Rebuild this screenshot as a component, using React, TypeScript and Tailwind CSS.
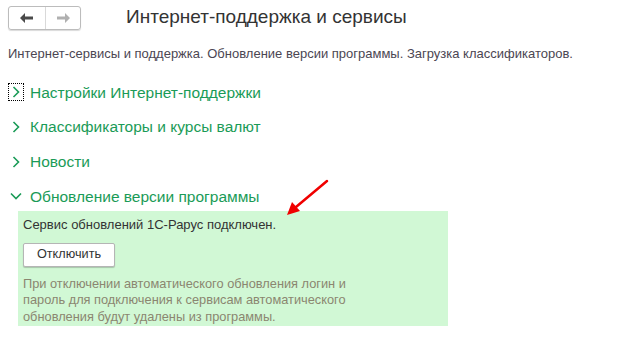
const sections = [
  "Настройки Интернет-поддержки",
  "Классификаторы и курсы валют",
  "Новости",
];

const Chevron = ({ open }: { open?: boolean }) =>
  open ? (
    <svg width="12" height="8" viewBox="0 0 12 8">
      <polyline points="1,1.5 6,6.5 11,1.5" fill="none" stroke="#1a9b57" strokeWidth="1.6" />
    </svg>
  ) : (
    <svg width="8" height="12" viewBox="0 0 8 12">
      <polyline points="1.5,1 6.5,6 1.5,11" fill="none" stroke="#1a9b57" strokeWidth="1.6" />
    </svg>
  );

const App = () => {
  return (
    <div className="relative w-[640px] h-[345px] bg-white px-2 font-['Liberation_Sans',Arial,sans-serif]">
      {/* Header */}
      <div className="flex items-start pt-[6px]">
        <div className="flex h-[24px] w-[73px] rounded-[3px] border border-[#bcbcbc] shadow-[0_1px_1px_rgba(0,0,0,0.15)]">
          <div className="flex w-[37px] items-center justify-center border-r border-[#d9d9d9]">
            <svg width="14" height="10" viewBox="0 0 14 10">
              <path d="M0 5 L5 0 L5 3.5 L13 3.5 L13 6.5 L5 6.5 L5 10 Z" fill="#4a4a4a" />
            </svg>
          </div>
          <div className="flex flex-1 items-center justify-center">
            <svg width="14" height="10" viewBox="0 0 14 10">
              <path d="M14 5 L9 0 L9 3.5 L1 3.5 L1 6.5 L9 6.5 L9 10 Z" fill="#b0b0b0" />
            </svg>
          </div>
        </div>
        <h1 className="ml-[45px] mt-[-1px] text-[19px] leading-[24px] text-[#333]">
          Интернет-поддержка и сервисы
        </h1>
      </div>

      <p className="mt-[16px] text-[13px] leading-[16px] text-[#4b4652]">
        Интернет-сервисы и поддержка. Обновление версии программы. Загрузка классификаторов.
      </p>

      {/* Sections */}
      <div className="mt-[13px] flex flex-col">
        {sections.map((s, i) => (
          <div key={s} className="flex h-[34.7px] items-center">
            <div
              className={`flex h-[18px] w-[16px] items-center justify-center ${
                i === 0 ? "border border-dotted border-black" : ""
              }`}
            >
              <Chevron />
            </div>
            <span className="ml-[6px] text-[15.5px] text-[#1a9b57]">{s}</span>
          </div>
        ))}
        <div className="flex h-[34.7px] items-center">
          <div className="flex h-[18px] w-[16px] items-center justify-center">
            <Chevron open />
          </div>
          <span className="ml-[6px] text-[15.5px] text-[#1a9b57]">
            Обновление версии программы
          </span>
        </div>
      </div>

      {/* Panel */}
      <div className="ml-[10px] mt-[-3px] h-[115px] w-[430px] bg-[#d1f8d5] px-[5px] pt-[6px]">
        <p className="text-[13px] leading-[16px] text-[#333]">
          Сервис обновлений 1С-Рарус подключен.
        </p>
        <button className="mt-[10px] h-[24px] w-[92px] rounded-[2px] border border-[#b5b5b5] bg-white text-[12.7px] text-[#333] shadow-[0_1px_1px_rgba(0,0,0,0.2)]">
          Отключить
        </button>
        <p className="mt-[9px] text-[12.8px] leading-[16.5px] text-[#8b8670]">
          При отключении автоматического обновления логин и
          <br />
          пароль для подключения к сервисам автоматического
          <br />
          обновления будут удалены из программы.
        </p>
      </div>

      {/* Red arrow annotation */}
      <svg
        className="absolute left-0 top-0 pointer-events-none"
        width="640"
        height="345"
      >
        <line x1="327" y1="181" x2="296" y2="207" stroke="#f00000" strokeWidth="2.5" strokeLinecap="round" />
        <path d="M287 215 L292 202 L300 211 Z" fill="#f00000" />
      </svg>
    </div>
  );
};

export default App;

= REQUIRED WORK =
Transcribe all the lines above exactly, apart from the pictures.

= OUTPUT BELOW =
Rebuild this screenshot as a component, using React, TypeScript and Tailwind CSS.
const sections = [
  "Настройки Интернет-поддержки",
  "Классификаторы и курсы валют",
  "Новости",
];

const Chevron = ({ open }: { open?: boolean }) =>
  open ? (
    <svg width="12" height="8" viewBox="0 0 12 8">
      <polyline points="1,1.5 6,6.5 11,1.5" fill="none" stroke="#1a9b57" strokeWidth="1.6" />
    </svg>
  ) : (
    <svg width="8" height="12" viewBox="0 0 8 12">
      <polyline points="1.5,1 6.5,6 1.5,11" fill="none" stroke="#1a9b57" strokeWidth="1.6" />
    </svg>
  );

const App = () => {
  return (
    <div className="relative w-[640px] h-[345px] bg-white px-2 font-['Liberation_Sans',Arial,sans-serif]">
      {/* Header */}
      <div className="flex items-start pt-[6px]">
        <div className="flex h-[24px] w-[73px] rounded-[3px] border border-[#bcbcbc] shadow-[0_1px_1px_rgba(0,0,0,0.15)]">
          <div className="flex w-[37px] items-center justify-center border-r border-[#d9d9d9]">
            <svg width="14" height="10" viewBox="0 0 14 10">
              <path d="M0 5 L5 0 L5 3.5 L13 3.5 L13 6.5 L5 6.5 L5 10 Z" fill="#4a4a4a" />
            </svg>
          </div>
          <div className="flex flex-1 items-center justify-center">
            <svg width="14" height="10" viewBox="0 0 14 10">
              <path d="M14 5 L9 0 L9 3.5 L1 3.5 L1 6.5 L9 6.5 L9 10 Z" fill="#b0b0b0" />
            </svg>
          </div>
        </div>
        <h1 className="ml-[45px] mt-[-1px] text-[19px] leading-[24px] text-[#333]">
          Интернет-поддержка и сервисы
        </h1>
      </div>

      <p className="mt-[16px] text-[13px] leading-[16px] text-[#4b4652]">
        Интернет-сервисы и поддержка. Обновление версии программы. Загрузка классификаторов.
      </p>

      {/* Sections */}
      <div className="mt-[13px] flex flex-col">
        {sections.map((s, i) => (
          <div key={s} className="flex h-[34.7px] items-center">
            <div
              className={`flex h-[18px] w-[16px] items-center justify-center ${
                i === 0 ? "border border-dotted border-black" : ""
              }`}
            >
              <Chevron />
            </div>
            <span className="ml-[6px] text-[15.5px] text-[#1a9b57]">{s}</span>
          </div>
        ))}
        <div className="flex h-[34.7px] items-center">
          <div className="flex h-[18px] w-[16px] items-center justify-center">
            <Chevron open />
          </div>
          <span className="ml-[6px] text-[15.5px] text-[#1a9b57]">
            Обновление версии программы
          </span>
        </div>
      </div>

      {/* Panel */}
      <div className="ml-[10px] mt-[-3px] h-[115px] w-[430px] bg-[#d1f8d5] px-[5px] pt-[6px]">
        <p className="text-[13px] leading-[16px] text-[#333]">
          Сервис обновлений 1С-Рарус подключен.
        </p>
        <button className="mt-[10px] h-[24px] w-[92px] rounded-[2px] border border-[#b5b5b5] bg-white text-[12.7px] text-[#333] shadow-[0_1px_1px_rgba(0,0,0,0.2)]">
          Отключить
        </button>
        <p className="mt-[9px] text-[12.8px] leading-[16.5px] text-[#8b8670]">
          При отключении автоматического обновления логин и
          <br />
          пароль для подключения к сервисам автоматического
          <br />
          обновления будут удалены из программы.
        </p>
      </div>

      {/* Red arrow annotation */}
      <svg
        className="absolute left-0 top-0 pointer-events-none"
        width="640"
        height="345"
      >
        <line x1="327" y1="181" x2="296" y2="207" stroke="#f00000" strokeWidth="2.5" strokeLinecap="round" />
        <path d="M287 215 L292 202 L300 211 Z" fill="#f00000" />
      </svg>
    </div>
  );
};

export default App;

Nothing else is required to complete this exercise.